# [Instructions to follow]
Copy every line from the material below that holds "this".

Records
## Start

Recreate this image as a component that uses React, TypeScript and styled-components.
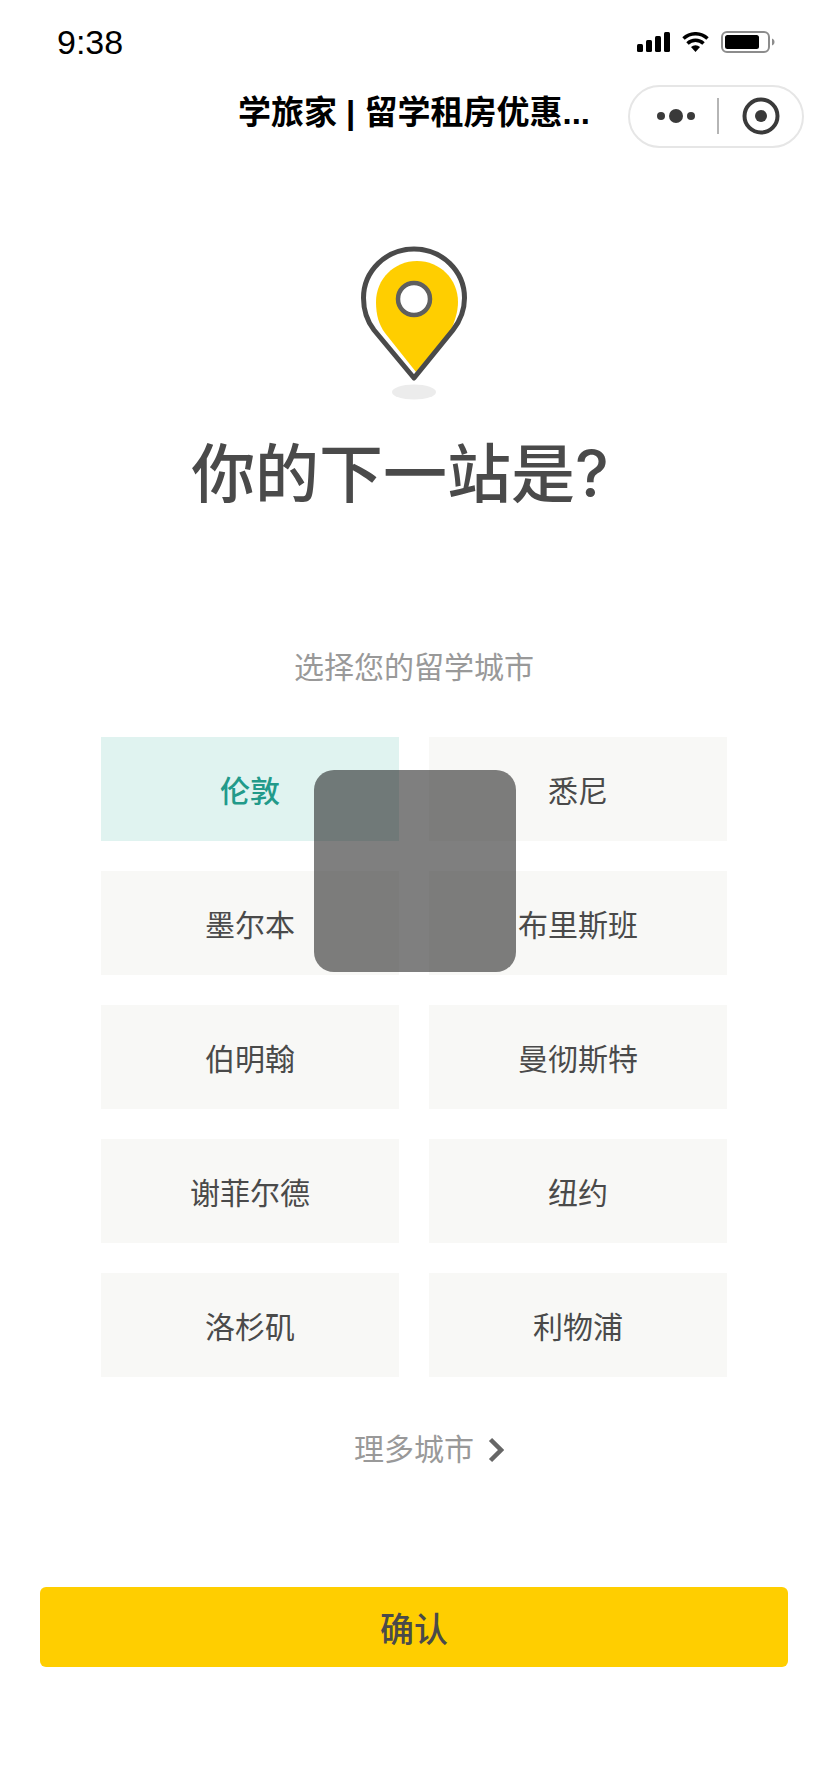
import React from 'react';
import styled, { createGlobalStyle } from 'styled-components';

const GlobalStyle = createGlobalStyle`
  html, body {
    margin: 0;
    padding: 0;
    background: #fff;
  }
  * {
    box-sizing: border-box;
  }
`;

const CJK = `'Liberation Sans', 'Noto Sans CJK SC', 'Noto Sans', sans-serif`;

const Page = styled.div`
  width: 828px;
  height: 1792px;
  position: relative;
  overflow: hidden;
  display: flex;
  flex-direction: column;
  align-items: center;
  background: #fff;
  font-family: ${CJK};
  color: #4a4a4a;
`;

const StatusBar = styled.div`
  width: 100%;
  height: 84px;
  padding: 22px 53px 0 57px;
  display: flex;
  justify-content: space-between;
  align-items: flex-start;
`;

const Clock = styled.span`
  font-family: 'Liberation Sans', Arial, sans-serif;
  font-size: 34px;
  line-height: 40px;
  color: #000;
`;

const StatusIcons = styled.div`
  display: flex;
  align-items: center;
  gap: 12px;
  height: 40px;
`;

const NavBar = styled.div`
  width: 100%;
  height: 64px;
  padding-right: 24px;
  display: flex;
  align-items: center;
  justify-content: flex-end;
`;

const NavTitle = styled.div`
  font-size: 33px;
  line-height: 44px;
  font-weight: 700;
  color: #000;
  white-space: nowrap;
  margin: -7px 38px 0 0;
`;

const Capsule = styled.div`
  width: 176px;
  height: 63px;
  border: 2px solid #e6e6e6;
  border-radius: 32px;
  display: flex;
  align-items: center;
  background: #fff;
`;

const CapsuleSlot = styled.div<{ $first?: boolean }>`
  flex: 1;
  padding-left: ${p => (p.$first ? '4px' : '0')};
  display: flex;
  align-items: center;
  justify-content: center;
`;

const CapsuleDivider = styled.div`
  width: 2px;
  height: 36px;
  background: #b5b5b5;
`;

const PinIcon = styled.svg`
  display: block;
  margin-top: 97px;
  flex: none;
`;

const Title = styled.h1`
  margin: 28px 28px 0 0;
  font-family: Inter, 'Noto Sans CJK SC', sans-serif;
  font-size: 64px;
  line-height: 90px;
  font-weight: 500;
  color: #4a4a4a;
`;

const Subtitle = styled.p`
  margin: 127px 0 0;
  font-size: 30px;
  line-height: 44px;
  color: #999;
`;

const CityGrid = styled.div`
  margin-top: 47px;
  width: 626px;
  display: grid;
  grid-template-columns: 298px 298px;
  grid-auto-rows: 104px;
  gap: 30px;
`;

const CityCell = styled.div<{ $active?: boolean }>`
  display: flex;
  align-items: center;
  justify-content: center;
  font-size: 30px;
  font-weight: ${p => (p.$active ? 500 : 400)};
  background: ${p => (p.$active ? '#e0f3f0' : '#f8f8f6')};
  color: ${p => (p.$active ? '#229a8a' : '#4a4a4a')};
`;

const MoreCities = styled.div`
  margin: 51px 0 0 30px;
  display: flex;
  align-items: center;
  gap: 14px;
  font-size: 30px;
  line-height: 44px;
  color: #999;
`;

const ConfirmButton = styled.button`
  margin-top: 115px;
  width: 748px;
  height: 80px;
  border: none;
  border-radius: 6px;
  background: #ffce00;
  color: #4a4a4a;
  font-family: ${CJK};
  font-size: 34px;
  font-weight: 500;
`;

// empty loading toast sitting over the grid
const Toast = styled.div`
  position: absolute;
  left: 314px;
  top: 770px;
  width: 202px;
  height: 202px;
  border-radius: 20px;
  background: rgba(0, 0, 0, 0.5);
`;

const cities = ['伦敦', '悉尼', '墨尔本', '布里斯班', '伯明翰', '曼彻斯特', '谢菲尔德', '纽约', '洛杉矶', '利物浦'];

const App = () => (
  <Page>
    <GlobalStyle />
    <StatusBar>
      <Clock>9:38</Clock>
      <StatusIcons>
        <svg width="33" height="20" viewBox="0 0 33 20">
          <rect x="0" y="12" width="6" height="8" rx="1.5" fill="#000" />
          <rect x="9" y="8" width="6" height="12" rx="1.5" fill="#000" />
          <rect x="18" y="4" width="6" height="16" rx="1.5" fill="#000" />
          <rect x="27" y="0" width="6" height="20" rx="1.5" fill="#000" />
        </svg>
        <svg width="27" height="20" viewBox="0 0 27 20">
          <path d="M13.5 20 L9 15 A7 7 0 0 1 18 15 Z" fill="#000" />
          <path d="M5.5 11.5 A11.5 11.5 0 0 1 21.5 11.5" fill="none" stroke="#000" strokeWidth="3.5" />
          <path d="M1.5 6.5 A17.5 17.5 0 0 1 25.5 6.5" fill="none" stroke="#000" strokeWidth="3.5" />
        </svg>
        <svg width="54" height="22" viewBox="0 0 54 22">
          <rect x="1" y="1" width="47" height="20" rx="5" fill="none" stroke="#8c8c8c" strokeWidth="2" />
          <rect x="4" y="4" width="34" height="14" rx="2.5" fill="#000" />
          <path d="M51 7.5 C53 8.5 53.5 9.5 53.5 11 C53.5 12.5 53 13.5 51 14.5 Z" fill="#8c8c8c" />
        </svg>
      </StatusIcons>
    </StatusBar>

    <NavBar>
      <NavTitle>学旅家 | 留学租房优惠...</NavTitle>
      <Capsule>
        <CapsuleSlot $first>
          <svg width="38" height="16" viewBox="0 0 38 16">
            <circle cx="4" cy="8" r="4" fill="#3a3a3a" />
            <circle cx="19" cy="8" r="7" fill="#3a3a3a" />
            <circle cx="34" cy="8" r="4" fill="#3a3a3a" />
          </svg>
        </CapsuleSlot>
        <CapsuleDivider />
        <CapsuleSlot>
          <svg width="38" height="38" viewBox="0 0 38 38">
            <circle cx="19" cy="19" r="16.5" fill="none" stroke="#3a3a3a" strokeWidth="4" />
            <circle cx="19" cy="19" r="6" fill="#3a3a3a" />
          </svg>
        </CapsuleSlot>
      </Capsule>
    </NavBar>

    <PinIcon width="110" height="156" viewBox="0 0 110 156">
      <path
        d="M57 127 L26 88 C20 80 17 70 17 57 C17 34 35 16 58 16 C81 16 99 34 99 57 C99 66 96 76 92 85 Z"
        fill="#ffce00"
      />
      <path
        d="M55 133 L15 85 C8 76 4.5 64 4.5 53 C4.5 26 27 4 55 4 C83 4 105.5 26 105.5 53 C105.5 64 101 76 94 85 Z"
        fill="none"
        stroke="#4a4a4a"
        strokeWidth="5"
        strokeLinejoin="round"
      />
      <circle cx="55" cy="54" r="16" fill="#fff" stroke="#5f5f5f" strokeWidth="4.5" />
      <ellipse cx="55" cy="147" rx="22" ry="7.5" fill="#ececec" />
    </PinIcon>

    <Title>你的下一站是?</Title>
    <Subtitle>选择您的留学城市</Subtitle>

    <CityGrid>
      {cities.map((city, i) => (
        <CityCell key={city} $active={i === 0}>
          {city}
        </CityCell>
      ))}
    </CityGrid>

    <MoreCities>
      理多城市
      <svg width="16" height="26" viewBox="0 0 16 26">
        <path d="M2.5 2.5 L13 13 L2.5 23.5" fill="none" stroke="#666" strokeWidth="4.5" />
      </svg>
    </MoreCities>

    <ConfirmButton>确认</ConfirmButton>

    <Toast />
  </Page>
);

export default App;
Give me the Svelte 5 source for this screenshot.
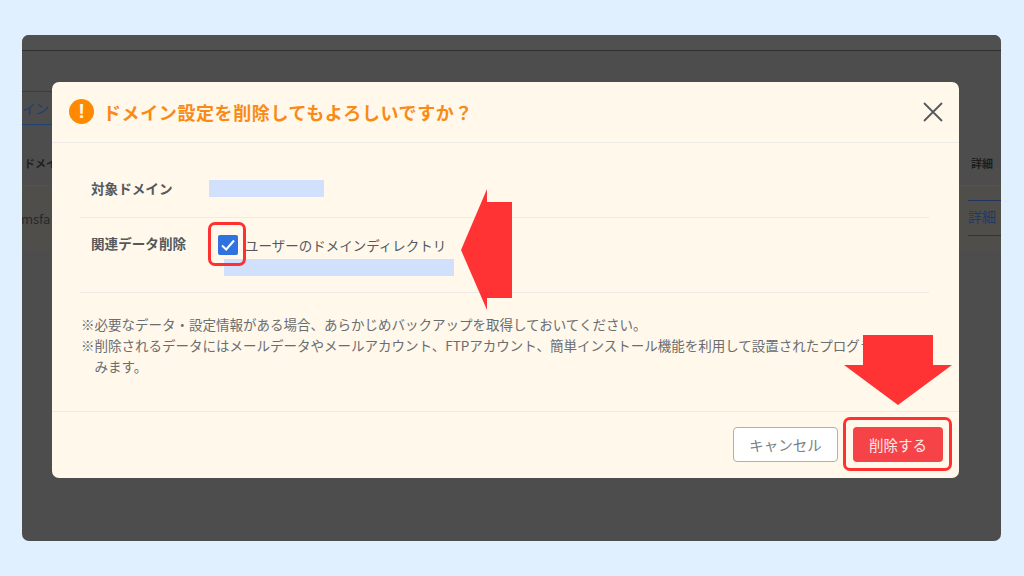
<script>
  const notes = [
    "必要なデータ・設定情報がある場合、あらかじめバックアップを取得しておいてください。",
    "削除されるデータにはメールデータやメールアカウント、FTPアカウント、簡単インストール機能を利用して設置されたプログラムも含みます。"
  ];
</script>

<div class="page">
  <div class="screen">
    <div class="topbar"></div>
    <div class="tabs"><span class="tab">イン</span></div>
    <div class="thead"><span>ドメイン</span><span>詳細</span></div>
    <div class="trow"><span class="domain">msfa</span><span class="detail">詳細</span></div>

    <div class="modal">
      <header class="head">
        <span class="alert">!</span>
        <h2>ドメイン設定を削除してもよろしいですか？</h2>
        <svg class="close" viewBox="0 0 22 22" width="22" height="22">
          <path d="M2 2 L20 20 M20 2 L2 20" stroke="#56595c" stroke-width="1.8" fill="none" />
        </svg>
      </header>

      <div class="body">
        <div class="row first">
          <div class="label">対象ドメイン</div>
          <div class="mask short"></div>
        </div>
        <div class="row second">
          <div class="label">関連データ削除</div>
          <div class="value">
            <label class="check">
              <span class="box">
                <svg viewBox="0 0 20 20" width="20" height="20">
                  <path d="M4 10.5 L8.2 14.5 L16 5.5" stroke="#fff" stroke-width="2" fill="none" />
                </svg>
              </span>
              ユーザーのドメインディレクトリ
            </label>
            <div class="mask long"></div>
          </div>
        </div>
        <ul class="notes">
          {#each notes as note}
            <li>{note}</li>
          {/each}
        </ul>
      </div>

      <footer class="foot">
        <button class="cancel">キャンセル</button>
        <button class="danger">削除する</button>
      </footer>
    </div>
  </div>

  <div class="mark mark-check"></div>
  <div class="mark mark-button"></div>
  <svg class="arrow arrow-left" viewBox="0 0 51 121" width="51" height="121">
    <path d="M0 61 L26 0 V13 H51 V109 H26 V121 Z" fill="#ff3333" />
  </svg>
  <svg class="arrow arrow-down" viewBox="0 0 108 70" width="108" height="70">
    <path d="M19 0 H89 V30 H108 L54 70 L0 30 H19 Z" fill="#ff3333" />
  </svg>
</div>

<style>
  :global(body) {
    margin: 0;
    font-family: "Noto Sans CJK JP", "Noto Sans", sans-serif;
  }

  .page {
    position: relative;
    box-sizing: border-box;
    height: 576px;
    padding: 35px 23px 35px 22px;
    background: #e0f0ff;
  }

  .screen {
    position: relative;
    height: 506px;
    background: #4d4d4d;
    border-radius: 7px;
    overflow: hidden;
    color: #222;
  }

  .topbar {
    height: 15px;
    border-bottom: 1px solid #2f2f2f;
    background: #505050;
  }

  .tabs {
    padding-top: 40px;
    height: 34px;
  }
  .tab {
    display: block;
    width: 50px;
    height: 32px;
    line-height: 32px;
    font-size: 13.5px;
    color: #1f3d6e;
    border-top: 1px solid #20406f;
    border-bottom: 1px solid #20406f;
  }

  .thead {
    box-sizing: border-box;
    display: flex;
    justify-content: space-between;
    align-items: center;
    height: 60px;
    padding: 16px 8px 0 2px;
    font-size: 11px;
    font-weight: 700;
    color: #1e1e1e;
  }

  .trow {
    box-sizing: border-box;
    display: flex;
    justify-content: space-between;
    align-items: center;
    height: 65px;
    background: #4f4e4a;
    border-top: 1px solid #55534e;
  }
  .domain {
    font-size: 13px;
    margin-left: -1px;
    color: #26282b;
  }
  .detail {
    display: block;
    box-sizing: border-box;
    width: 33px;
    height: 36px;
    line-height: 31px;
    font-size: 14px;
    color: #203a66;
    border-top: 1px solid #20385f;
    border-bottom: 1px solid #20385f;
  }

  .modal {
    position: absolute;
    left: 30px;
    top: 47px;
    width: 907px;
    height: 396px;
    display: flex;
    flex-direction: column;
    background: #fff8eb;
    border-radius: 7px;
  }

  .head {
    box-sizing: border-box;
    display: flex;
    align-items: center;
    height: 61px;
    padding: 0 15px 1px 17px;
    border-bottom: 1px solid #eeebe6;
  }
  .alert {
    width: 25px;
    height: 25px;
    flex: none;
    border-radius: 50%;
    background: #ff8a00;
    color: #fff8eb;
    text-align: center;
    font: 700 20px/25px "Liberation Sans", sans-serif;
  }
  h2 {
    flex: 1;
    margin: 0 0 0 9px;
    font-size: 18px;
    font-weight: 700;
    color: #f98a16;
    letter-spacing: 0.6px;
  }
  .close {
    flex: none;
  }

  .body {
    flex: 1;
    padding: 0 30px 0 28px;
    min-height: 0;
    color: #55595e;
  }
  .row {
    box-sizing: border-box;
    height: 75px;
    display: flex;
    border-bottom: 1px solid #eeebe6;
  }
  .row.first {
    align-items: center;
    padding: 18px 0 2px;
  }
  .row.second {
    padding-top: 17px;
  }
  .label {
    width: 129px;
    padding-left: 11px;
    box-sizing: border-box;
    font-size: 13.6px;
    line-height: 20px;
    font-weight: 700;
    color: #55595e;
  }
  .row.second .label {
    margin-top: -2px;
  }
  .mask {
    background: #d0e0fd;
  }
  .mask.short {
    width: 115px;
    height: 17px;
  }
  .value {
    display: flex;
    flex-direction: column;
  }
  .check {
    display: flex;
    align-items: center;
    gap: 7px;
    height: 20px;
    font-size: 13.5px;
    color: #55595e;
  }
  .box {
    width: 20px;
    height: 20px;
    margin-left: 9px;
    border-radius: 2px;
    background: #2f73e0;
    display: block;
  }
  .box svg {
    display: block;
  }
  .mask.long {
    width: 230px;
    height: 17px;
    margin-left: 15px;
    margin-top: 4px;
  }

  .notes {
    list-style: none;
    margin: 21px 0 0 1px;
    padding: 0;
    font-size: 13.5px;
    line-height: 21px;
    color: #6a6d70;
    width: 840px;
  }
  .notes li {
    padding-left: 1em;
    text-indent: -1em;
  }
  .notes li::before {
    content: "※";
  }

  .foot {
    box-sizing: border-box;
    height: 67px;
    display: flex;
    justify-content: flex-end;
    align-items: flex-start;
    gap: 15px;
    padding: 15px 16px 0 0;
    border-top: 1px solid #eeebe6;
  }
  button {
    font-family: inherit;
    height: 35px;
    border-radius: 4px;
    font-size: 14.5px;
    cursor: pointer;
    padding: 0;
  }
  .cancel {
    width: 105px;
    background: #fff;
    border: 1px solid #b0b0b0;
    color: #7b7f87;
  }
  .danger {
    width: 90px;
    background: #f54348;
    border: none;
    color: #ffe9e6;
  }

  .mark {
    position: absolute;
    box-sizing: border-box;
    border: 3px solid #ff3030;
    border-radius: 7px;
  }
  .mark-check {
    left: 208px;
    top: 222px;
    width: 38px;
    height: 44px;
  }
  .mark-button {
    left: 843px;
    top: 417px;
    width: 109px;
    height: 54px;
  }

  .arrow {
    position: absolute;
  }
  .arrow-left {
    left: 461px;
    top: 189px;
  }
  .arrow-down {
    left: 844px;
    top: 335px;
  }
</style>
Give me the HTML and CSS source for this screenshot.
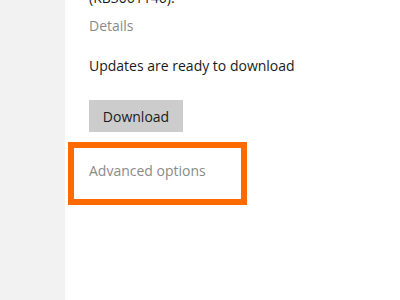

## End

# [Correct response]
Recreate this image as a component that uses React, TypeScript and styled-components.
Give me the Svelte 5 source for this screenshot.
Give me the HTML and CSS source for this screenshot.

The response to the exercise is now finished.